Ford Sellers: “Alternative to, definitely. There are a number of technologies emerging to replace incandescent lighting. These include LED, plasma, and even fluorescent. We have found LED to be the most stable at this point. We were early adopters of LED technology in the entertainment lighting world, and have seen an explosion in the efficiency since we offered our first LED fixtures in 2004. The continuing upside on LED technology is amazing, and we expect to see a lot of longevity in both the technology, and the fixtures that we produce with it.

Plasma has also shown great strides, but has some drawbacks that kept it out of the running, for us. These include the high voltages required for generation of a plasma ball, the by-product of microwave emissions, and the fact that a plasma ball has mass, which can make its use in a moving fixture problematic. This is not to say that we will not be producing plasma fixtures in the future. For now, however, we are focusing our energies on development of cutting edge LED lighting fixtures.”

• What major requests from different markets have driven energy-efficient manufacturing innovation? In your opinion, have houses of worship been at all responsible for any specific innovations?

Ford Sellers: “Absolutely. The H.O.W. market has been critical in our fixture development. The requirements for flicker-free operation on video have driven our use of high-frequency switching power supplies.

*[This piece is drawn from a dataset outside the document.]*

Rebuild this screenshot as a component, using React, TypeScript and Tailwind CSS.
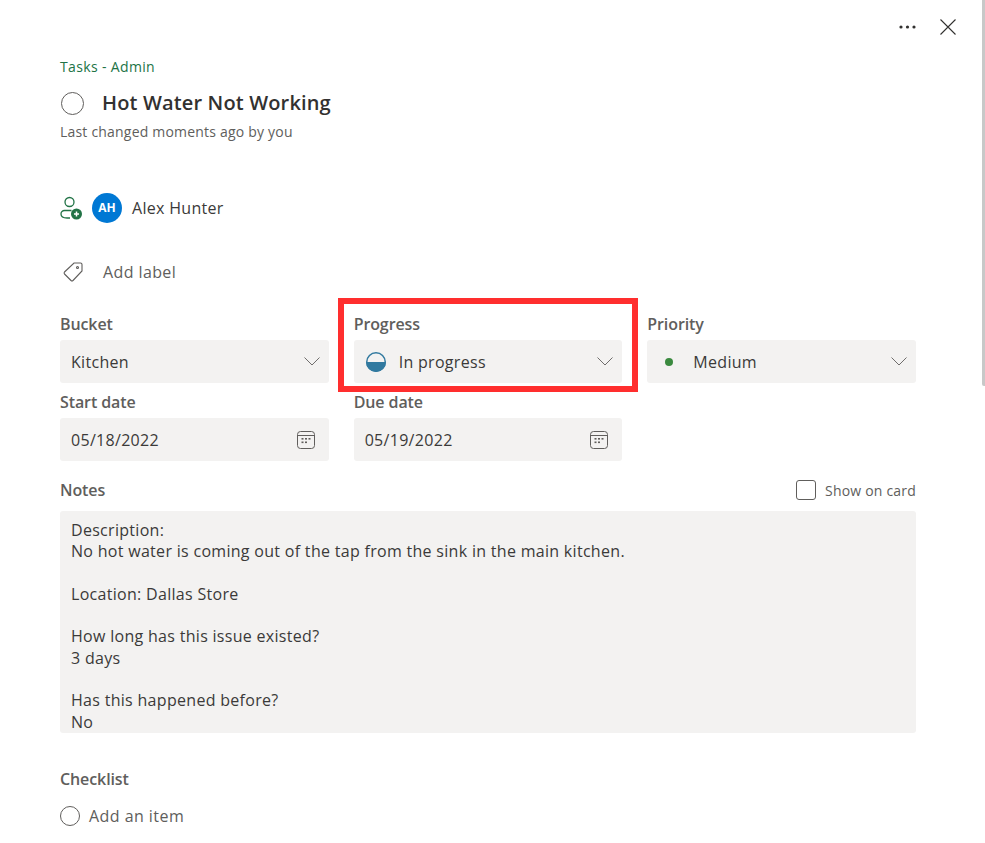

We are also driven by our desire to keep our fixtures as quiet as possible for houses of worship (where the ability to hear the spoken word and the necessity for silence play a very large role). Our use of radiant cooling in our COLORadoT and COLORadoT Tour units is a direct response to this noise issue.”

Michael Graham: “The market drives technology. The house of worship market is a large portion of the installation market and we definitely keep them in mind when we develop products. We know that market requires specific things like quiet operation, reliability, durability, and value pricing.”